The fluid pressurization means for applying cyclic fluid pressure pulses may be located uphole, and may comprise an “at surface” tool for pulsed injection of liquids, and described and shown in Canadian Patent Application 2,701,261, commonly assigned to one of the co-assignees of the present invention.
Alternatively, the fluid pressurization means for applying cyclic fluid pressure pulses may comprise a downhole tool, mounted on and at the end of a tubing string from which it is supplied with pressurized fluid, such as the downhole wellbore tools/valves described in U.S. Pat. No. 7,806,184 entitled “Fluid Operated Well Tool” and U.S. Pat. No. 7,405,998 entitled “Method and Apparatus for Generating Fluid Pressure Pulses”, each of said patents commonly assigned to one of the a co-assignees of the within invention.
Still further, the fluid pressurization means for applying cyclic fluid pressure pulses may comprise a newly-designed downhole tool, adapted to be mounted on, at a distal end of a tubing string located downhole with which it is supplied with pressurized fluid. In such aspect of the invention, such new tool for supplying cyclic pressure pulses of fluid downhole comprises:
a cylindrical elongate member, having an uphole end and a mutually-opposite downhole end, adapted for insertion in a wellbore; having:
(i) a reservoir chamber, situated at said downstream end, said chamber bounded at an uphole end thereof by a slidable piston member;
(ii) tubular passageway means, extending substantially a length of said elongate member, in fluid communication with said reservoir chamber and providing fluid communication between a fluid inlet at said upstream end and said reservoir chamber;
(iii) a fluid exit passage;
(iv) a valve member contacted by said tubular passageway means, having an open position and a closed position, for allowing and preventing fluid flow from said inlet area to said fluid exit passage; and
(v) biasing means biasing said slidable piston member against fluid in said reservoir chamber and further biasing said tubular passageway means against said valve member so as to bias said valve member to said open position which allows fluid to exit said tool via said fluid exit passage.

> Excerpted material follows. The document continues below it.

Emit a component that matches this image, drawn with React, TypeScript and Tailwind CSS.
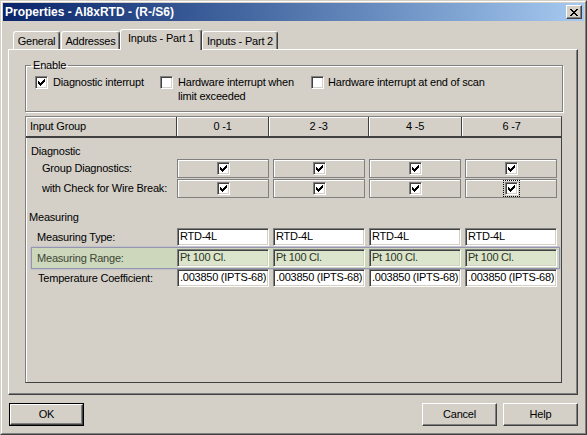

In operation, upon fluid being supplied to said fluid inlet of such tool at said upstream end, and the valve member being in a closed position, fluid pressure in said reservoir chamber increases due to fluid supplied to said reservoir chamber from the fluid inlet via said tubular passageway means. The slidable piston member is caused to move upstream against said biasing means, and the biasing means then forces said tubular passageway means to move said valve member to the open position and allowing fluid from said inlet area to exit the tool via said exit passage. Fluid exiting the tool via the exit passage thereby causes an instantaneous drop in fluid pressure in both said tubular passageway means and the reservoir chamber, thereby causing said sliding piston to move downstream in said reservoir chamber and allowing said valve member to move to a closed position. The cycle then repeats for the tool, and is self-sustaining until fluid pressure supplied from surface is relaxed or halted.
The accompanying drawings illustrate one or more exemplary embodiments of the present invention and are not to be construed as limiting the invention to these depicted embodiments. The drawings are not necessarily to scale, and are simply to illustrate the concepts incorporated in the present invention.

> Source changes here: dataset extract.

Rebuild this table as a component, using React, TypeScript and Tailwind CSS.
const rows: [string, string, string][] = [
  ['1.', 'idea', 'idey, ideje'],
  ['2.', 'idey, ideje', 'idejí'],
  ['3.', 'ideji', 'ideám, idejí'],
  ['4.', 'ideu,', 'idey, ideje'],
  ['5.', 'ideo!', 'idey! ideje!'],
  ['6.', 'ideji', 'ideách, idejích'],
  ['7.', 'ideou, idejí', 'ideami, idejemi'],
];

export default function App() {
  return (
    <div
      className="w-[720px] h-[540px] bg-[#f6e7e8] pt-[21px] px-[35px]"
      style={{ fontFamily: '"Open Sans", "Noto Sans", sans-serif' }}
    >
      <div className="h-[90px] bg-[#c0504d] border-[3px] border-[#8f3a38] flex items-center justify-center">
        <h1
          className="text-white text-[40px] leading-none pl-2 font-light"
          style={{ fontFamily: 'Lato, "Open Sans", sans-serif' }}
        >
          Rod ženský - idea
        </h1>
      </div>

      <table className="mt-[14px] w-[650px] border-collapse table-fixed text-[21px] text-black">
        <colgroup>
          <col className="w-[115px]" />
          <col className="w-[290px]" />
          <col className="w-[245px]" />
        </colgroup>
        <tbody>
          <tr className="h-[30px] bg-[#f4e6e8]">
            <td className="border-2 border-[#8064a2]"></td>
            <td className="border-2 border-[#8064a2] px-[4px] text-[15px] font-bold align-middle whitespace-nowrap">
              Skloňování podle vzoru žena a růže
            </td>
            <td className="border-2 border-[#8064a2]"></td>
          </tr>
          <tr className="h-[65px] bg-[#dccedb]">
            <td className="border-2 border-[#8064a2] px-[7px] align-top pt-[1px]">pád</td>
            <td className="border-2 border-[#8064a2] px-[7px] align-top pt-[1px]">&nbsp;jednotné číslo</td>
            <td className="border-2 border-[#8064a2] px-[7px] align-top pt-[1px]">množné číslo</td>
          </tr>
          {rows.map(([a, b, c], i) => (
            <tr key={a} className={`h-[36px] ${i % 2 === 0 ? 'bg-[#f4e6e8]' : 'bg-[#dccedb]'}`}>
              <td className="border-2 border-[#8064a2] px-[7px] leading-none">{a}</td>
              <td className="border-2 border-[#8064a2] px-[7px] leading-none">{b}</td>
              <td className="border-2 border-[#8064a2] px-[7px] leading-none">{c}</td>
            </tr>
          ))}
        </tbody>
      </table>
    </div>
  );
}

With reference to the drawings
Notably, hydrocarbon-containing formations 10 typically are non-homogenous, possessing distinct regions such as regions 16, 18, and 20 through which wellbore 12 passes and which thus border wellbore 12. Each of separate distinct regions such as regions 16, 18, and 20 which are shown for illustrative exemplary purposes, typically possess distinct and separate geological properties (ref.
Thus disadvantageously, as explained in the “Background of the Invention” herein, where the characteristics of the formation 10, and in particular the geology, individual properties of, and number of, distinct regions with formation 10, and in particular in such regions as regions 16, 18, and 20 which border wellbore 12 may not be completely understood or known as to all properties, and thus injection of pressurized fluids along an entire length of a wellbore 12 may inadvertently inject liquids into regions of formation 10 such as, for example, region 18 of the formation 10, where the porosity of the formation at such region 18 may already be such that stimulation is not needed. Thus indiscriminate stimulation in regions immediately surrounding wellbore 12, such as region 18 which may be sufficiently porous and/or or of a geology to not require dilatation, results in wastage of fluid and delay in completing stimulation along wellbore 12. Wasteful use of injected fluid is of particular concern in locations around the world where sources of surface water to be pumped downhole (water being typically a principal component of the injected fluid) is scarce and difficult to obtain.
Also disadvantageously, hydrocarbon reservoirs often possess regions of higher water content and higher water saturation. Stimulation along an entirety of the length of a wellbore 12 and thus in all regions 16, 18, and 20 of a formation 10 bounding a wellbore 12 will typically undesirably result in stimulation of rock in one or more higher water content regions. Such stimulation thereby allows water therein to more easily flow out of such regions such as region 18 and into the wellbore 12, and conversely allows oil to flow into these regions 18 when water has vacated, thereby detrimentally affecting recovery of hydrocarbons through the wellbore 12.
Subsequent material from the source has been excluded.